Accession Number : ADA568848


Title :   Calculating Path-Dependent Travel Time Prediction Variance and Covariance for a Global Tomographic P-Velocity Model


Descriptive Note : Conference paper


Corporate Author : LOS ALAMOS NATIONAL LAB NM


Personal Author(s) : Hipp, Jim R ; Encarnacao, Andre V ; Young, Chris J ; Ballard, Sandy ; Chang, Marcus C ; Phillips, W S ; Begnaud, Mike L


Full Text : http://www.dtic.mil/get-tr-doc/pdf?AD=ADA568848


Report Date : Sep 2011


Pagination or Media Count : 11


Abstract : Several studies have shown that global 3D models of the compression wave speed in the Earth's mantle can provide superior first P travel time predictions at both regional and teleseismic distances.
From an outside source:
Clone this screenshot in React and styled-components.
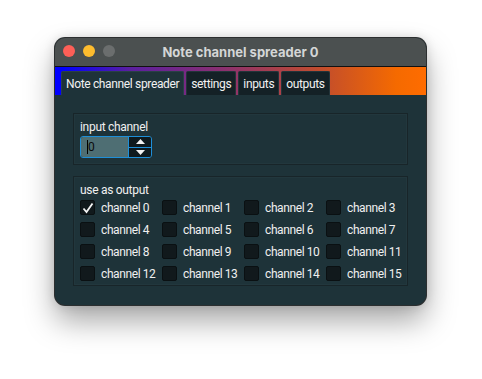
import React from "react";
import styled, { createGlobalStyle } from "styled-components";

const Global = createGlobalStyle`
  html, body { margin: 0; padding: 0; background: #ffffff; }
  body { font-family: Roboto, "Noto Sans", "Liberation Sans", sans-serif; }
`;

export default function App() {
  const channels = Array.from({ length: 16 }, (_, i) => i);
  return (
    <Page>
      <Global />
      <Window>
        <TitleBar>
          <Lights>
            <Light color="#fe5f57" />
            <Light color="#febc2e" />
            <Light color="#6b6e6e" />
          </Lights>
          <Title>Note channel spreader 0</Title>
        </TitleBar>
        <TabBar>
          <Tab active>Note channel spreader</Tab>
          <Tab>settings</Tab>
          <Tab>inputs</Tab>
          <Tab>outputs</Tab>
        </TabBar>
        <Content>
          <Group>
            <Caption>input channel</Caption>
            <Spin>
              <SpinField>0</SpinField>
              <SpinButtons>
                <SpinButton>
                  <svg width="9" height="5" viewBox="0 0 9 5"><path d="M0 5 L4.5 0 L9 5 Z" fill="#f2f2f2" /></svg>
                </SpinButton>
                <SpinButton>
                  <svg width="9" height="5" viewBox="0 0 9 5"><path d="M0 0 L4.5 5 L9 0 Z" fill="#f2f2f2" /></svg>
                </SpinButton>
              </SpinButtons>
            </Spin>
          </Group>
          <Group tight>
            <Caption>use as output</Caption>
            <Grid>
              {channels.map((c) => (
                <Check key={c}>
                  <Box>
                    {c === 0 && (
                      <svg width="12" height="12" viewBox="0 0 12 12">
                        <path d="M1.5 6.5 L4.5 10 L10.5 1.5" stroke="#f4f4f4" strokeWidth="1.8" fill="none" />
                      </svg>
                    )}
                  </Box>
                  <span>channel {c}</span>
                </Check>
              ))}
            </Grid>
          </Group>
        </Content>
      </Window>
    </Page>
  );
}

const Page = styled.div`
  padding: 38px 0 0 55px;
  height: 341px;
`;

const Window = styled.div`
  width: 371px;
  height: 267px;
  border-radius: 10px;
  overflow: hidden;
  background: #1e3339;
  box-shadow: 0 0 0 1px #2c2f30, 0 16px 30px rgba(0, 0, 0, 0.35), 0 0 12px rgba(0, 0, 0, 0.15);
  display: flex;
  flex-direction: column;
`;

const TitleBar = styled.div`
  height: 28px;
  background: #4b5050;
  position: relative;
  display: flex;
  align-items: center;
  justify-content: center;
  border-bottom: 1px solid #111;
`;

const Lights = styled.div`
  position: absolute;
  left: 8px;
  top: 7px;
  display: flex;
  gap: 8px;
`;

const Light = styled.div`
  width: 12px;
  height: 12px;
  border-radius: 50%;
  background: ${(p) => p.color};
`;

const Title = styled.div`
  color: #d4d6d6;
  font-weight: 700;
  font-size: 13px;
  font-family: Inter, "Noto Sans", sans-serif;
`;

const TabBar = styled.div`
  height: 28px;
  background: linear-gradient(90deg, #0000ff 0%, #0000ff 2%, #5a1fa0 20%, #8a3070 45%, #c24d2c 72%, #f56a00 92%, #ff6c00 100%);
  display: flex;
  align-items: flex-end;
  padding-left: 6px;
  gap: 2px;
`;

const Tab = styled.div`
  height: 24px;
  box-sizing: border-box;
  padding: 0 4px;
  display: flex;
  align-items: center;
  font-size: 12px;
  letter-spacing: -0.35px;
  color: #f2f2f2;
  background: ${(p) => (p.active ? "#1e3339" : "#142126")};
  border: 1px solid ${(p) => (p.active ? "#2a4047" : "#23343a")};
  border-bottom: none;
  border-radius: 2px 2px 0 0;
`;

const Content = styled.div`
  flex: 1;
  padding: 18px 18px 0 18px;
  display: flex;
  flex-direction: column;
  gap: 11px;
`;

const Group = styled.div`
  border: 1px solid #182529;
  box-shadow: inset 0 0 0 1px #22373d;
  padding: ${(p) => (p.tight ? "6px 6px 4px 6px" : "6px 6px 6px 6px")};
  display: flex;
  flex-direction: column;
  gap: 2px;
`;

const Caption = styled.div`
  font-size: 12px;
  letter-spacing: -0.3px;
  color: #f0f0f0;
  line-height: 14px;
`;

const Spin = styled.div`
  width: 72px;
  height: 22px;
  box-sizing: border-box;
  border: 1px solid #1e8fd8;
  border-radius: 3px;
  display: flex;
  overflow: hidden;
`;

const SpinField = styled.div`
  flex: 1;
  background: #4e6e73;
  color: #0a0a0a;
  font-size: 12px;
  display: flex;
  align-items: center;
  padding-left: 6px;
  &::before {
    content: "";
    width: 1px;
    height: 14px;
    background: #000;
  }
`;

const SpinButtons = styled.div`
  width: 22px;
  display: flex;
  flex-direction: column;
  border-left: 1px solid #1e8fd8;
`;

const SpinButton = styled.div`
  flex: 1;
  background: #0f1a1e;
  display: flex;
  align-items: center;
  justify-content: center;
  & + & {
    border-top: 1px solid #1e8fd8;
  }
`;

const Grid = styled.div`
  display: grid;
  grid-template-columns: repeat(4, 82px);
  row-gap: 7px;
  padding-top: 1px;
`;

const Check = styled.div`
  display: flex;
  align-items: center;
  gap: 6px;
  font-size: 12px;
  letter-spacing: -0.4px;
  color: #f0f0f0;
  height: 15px;
`;

const Box = styled.div`
  width: 15px;
  height: 15px;
  flex-shrink: 0;
  box-sizing: border-box;
  background: #11191c;
  border: 1px solid #0a1012;
  border-radius: 2px;
  display: flex;
  align-items: center;
  justify-content: center;
`;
However, given the variable data quality and uneven data sampling associated with this type of model, it is essential that there be a means to calculate high-quality estimates of the path-dependent variance and covariance associated with the predicted travel times of ray paths through the model. In this paper, we show a methodology for accomplishing this by exploiting the full model covariance matrix. Typical global 3D models have on the order of 1/2 million nodes, so the challenge in calculating the covariance matrix is formidable: 0.9 TB storage for 1/2 of a symmetric matrix, necessitating an Out-Of-Core (OOC) blocked matrix solution technique. With our approach the tomography matrix (G which includes Tikhonov regularization terms) is multiplied by its transpose (GTG) and written in a blocked sub-matrix fashion. We employ a distributed parallel solution paradigm that solves for (GTG)-1 by assigning blocks to individual processing nodes for matrix decomposition update and scaling operations. We first find the Cholesky decomposition of GTG which is subsequently inverted. Next, we employ OOC matrix multiplication methods to calculate the model covariance matrix from (GTG)-1 and an assumed data covariance matrix. Given the model covariance matrix we solve for the travel-time covariance associated with arbitrary ray-paths by integrating the model covariance along both ray paths. Setting the paths equal yields the variance for that path.


Descriptors :   *EARTH MODELS , COMPRESSION WAVES , COVARIANCE , DATA PROCESSING , EARTH MANTLE , LONG RANGE(DISTANCE) , MATRICES(MATHEMATICS) , PREDICTIONS , SEISMIC WAVES , TOMOGRAPHY , TRAVEL TIME


Subject Categories : Geology, Geochemistry and Mineralogy


Distribution Statement : APPROVED FOR PUBLIC RELEASE